As does the CPN site - had I have quoted more earlier


> The Speedlite 430EX III-RT includes radio wireless flash control acting as either a master or slave unit. Additionally, *using the traditional optical/infrared system the 430 EX III-RT can be fired remotely as an optical slave unit*


----------



## lastcoyote (Jul 8, 2015)

No external battery pack (CP-E4) use available like with the 600ex-rt. Bit of a shame.


----------



## mrzero (Jul 8, 2015)

B&H product photos show two different shots of the LCD screen lit up - one orange with "Slave" icon and one green with "master" icon. 

Wow.


----------



## neuroanatomist (Jul 8, 2015)

mrzero said:


> B&H product photos show two different shots of the LCD screen lit up - one orange with "Slave" icon and one green with "master" icon.
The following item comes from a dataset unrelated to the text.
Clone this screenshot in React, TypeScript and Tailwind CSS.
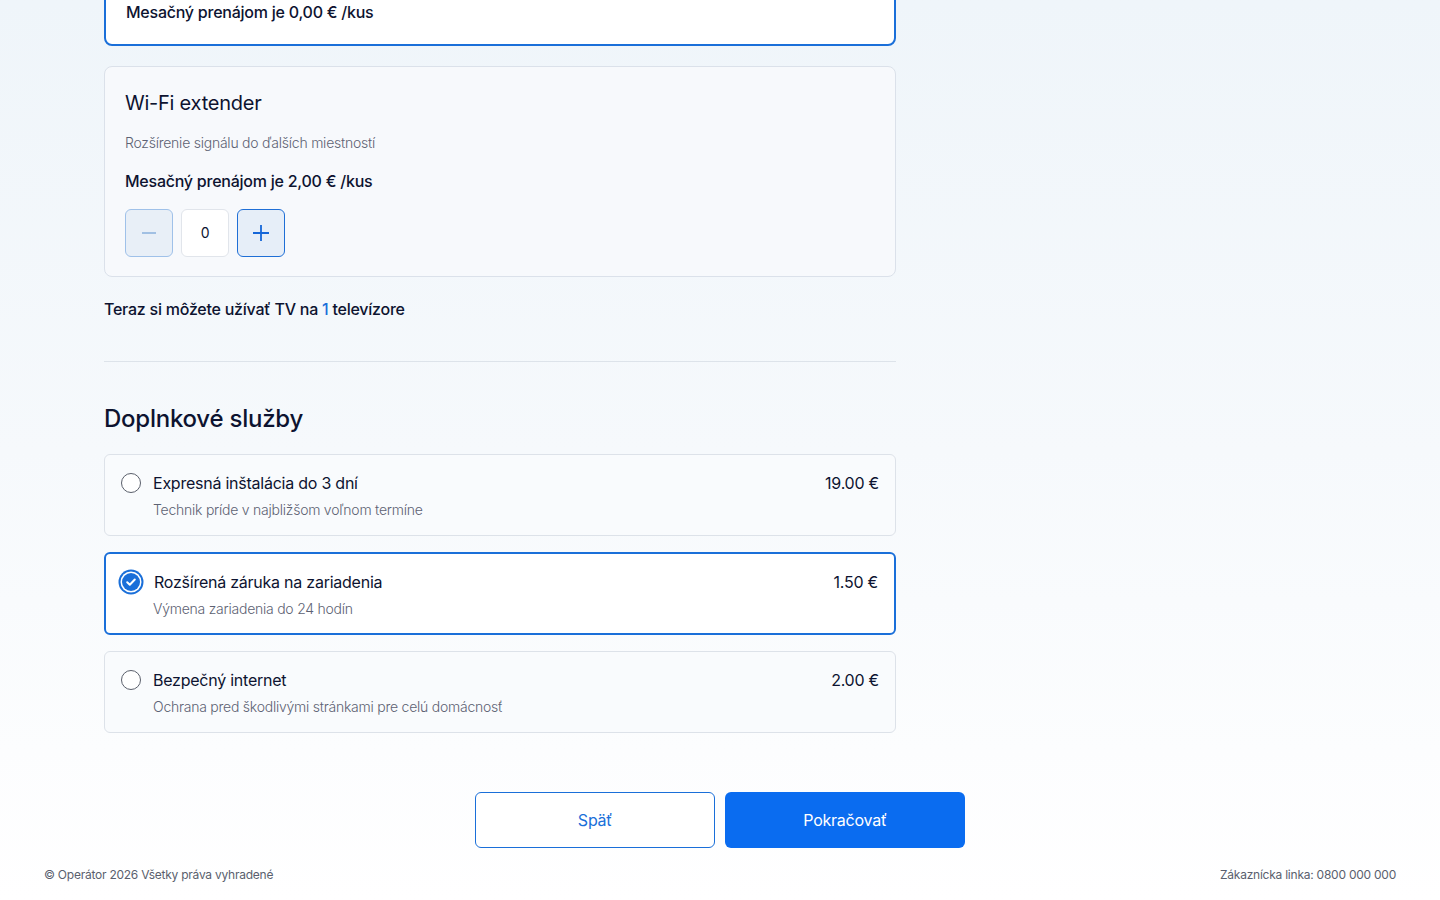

Indeed - glad I was wrong!! In many respects, the 430-RT is a mini-600-RT.


----------



## Zv (Jul 8, 2015)

Interesting development. So now it appears to have master and slave function? 

The ST-E3 RT is starting to look a bit redundant.


----------



## AvTvM (Jul 8, 2015)

Whatever. But Canon unable or unwilling to provide clear, unambiguos specs in an official product announcement is really ridiculous. Especially when potential key capabilities of the product are concerned


----------



## RLPhoto (Jul 8, 2015)

privatebydesign said:


> At last they have copied Nikon and gone with a decent filter and an included diffuser. When does the 600 get those?


When we yell enough at the problem on this forum.


----------



## lw (Jul 8, 2015)

AvTvM said:


> Whatever. But Canon unable or unwilling to provide clear, unambiguos specs in an official product announcement is really ridiculous. Especially when potential key capabilities of the product are concerned



The Canon USA does seem particularly poor in that respect.

The EU/UK sites are better.
http://www.canon.co.uk/about_us/press_centre/press_releases/consumer_news/cameras_accessories/speedlite_430ex_iii_rt.aspx
The detail isn't in the 'announcement' but on the spec sheets and the images


----------



## RGF (Jul 8, 2015)

Zv said:


> Interesting development. So now it appears to have master and slave function?
> 
> The ST-E3 RT is starting to look a bit redundant.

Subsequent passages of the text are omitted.